In [0]:
from pyspark.sql.functions import regexp_extract, col, from_json, to_timestamp, struct, transform, coalesce, array, size, expr
from pyspark.sql.types import StringType, StructType, StructField, IntegerType, ArrayType

from delta.tables import DeltaTable

In [0]:
def save_to_delta(df, table_name):
    base_delta_path = f"s3://treenod-analytic-line-cleansed-data/delta/pkpk_line_improved/{table_name}"
    replace_dt = date_path.replace("/", "-")
    
    df.write.format("delta") \
        .partitionBy("dt") \
        .mode("overwrite") \
        .option("mergeSchema", "true") \
        .option("optimizeWrite", "true") \
        .option("replaceWhere", f"dt = '{replace_dt}'") \
        .option("path", f"{base_delta_path}") \
        .saveAsTable(f"line.pkpk_line_improved.{table_name}")

In [0]:
def restructure_schema(df, json_schema):
    col_expr = []

    for column in df.columns:
        match column:
            case "params":
                col_expr.append(from_json(col(column), json_schema).alias(column))
            case "ts": 
                col_expr.append(to_timestamp(col(column)).alias(column))
            case _: 
                col_expr.append(col(column))

    temp_df = df.select(col_expr)

    final_struct_exprs = []
    
    for field in json_schema.fields:
        field_name = field.name
        new_field_name = field_name[2:].lower() if field_name.startswith("L_") else field_name.lower()
        
        if isinstance(field.dataType, ArrayType) and isinstance(field.dataType.elementType, StructType):
            struct_field_exprs = []
            
            for struct_field in field.dataType.elementType.fields:
                orig_name = struct_field.name
                new_name = orig_name[2:].lower() if orig_name.startswith("L_") else orig_name.lower()
                struct_field_exprs.append(f"'{new_name}', element.{orig_name}")
            
            array_transform_expr = f"transform(params.{field_name}, element -> named_struct({', '.join(struct_field_exprs)})) as {new_field_name}"
            final_struct_exprs.append(array_transform_expr)
        else:
            final_struct_exprs.append(f"params.{field_name} as {new_field_name}")
    
    final_expr = [col for col in df.columns if col != "params"]
    final_expr.append(expr(f"struct({', '.join(final_struct_exprs)}) as params"))
    
    return temp_df.select(final_expr)


In [0]:
def run_achievement(df_origin):
    df = df_origin.filter(col("event_name") == "ACHIEVEMENT")

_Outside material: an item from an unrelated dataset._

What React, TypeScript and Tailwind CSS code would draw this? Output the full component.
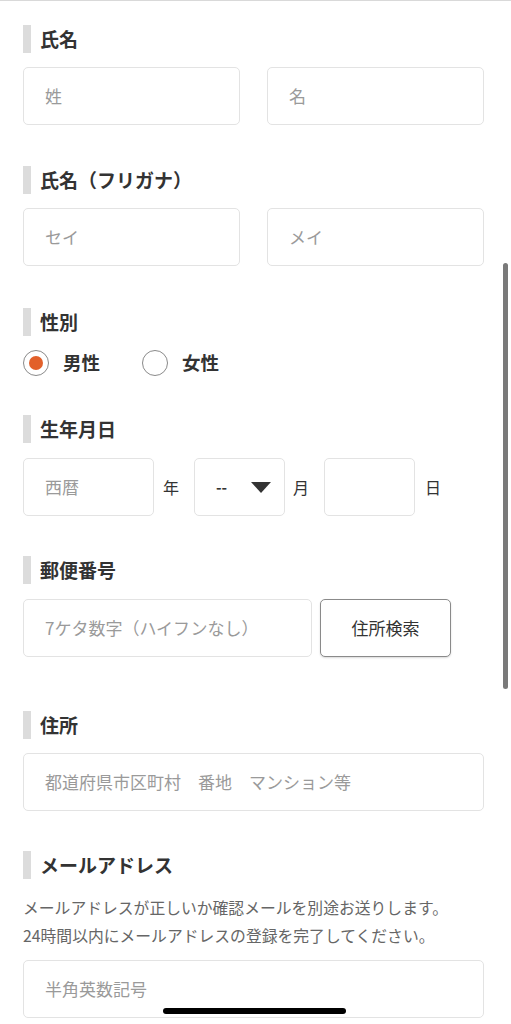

    params_schema = StructType([
        StructField("L_TAG", StringType()),
        StructField("L_ULV", StringType()),
        StructField("L_ANM", StringType()),
        StructField("L_ARLT", StringType()),
        StructField("L_CDT", StringType()),
        StructField("L_STR1", StringType()),
        StructField("L_STR2", StringType())
    ])
    
    df = restructure_schema(df, params_schema) \
        .filter(col("dt").isNotNull())
        
    save_to_delta(df, "achievement")

In [0]:
def run_advertisement(df_origin):
    df = df_origin.filter(col("event_name") == "ADVERTISEMENT")

    params_schema = StructType([
        StructField("L_TAG", StringType()),
        StructField("L_ULV", StringType()),
        StructField("L_PLACE", StringType()),
        StructField("L_ADUNIT", StringType()),
        StructField("L_ACTION", StringType()),
        StructField("L_CDT", StringType())
    ])

    
    df = restructure_schema(df, params_schema) \
        .filter(col("dt").isNotNull())

    save_to_delta(df, "advertisement")

In [0]:
def run_item(df_origin):
    df = df_origin.filter(col("event_name") == "ITEM")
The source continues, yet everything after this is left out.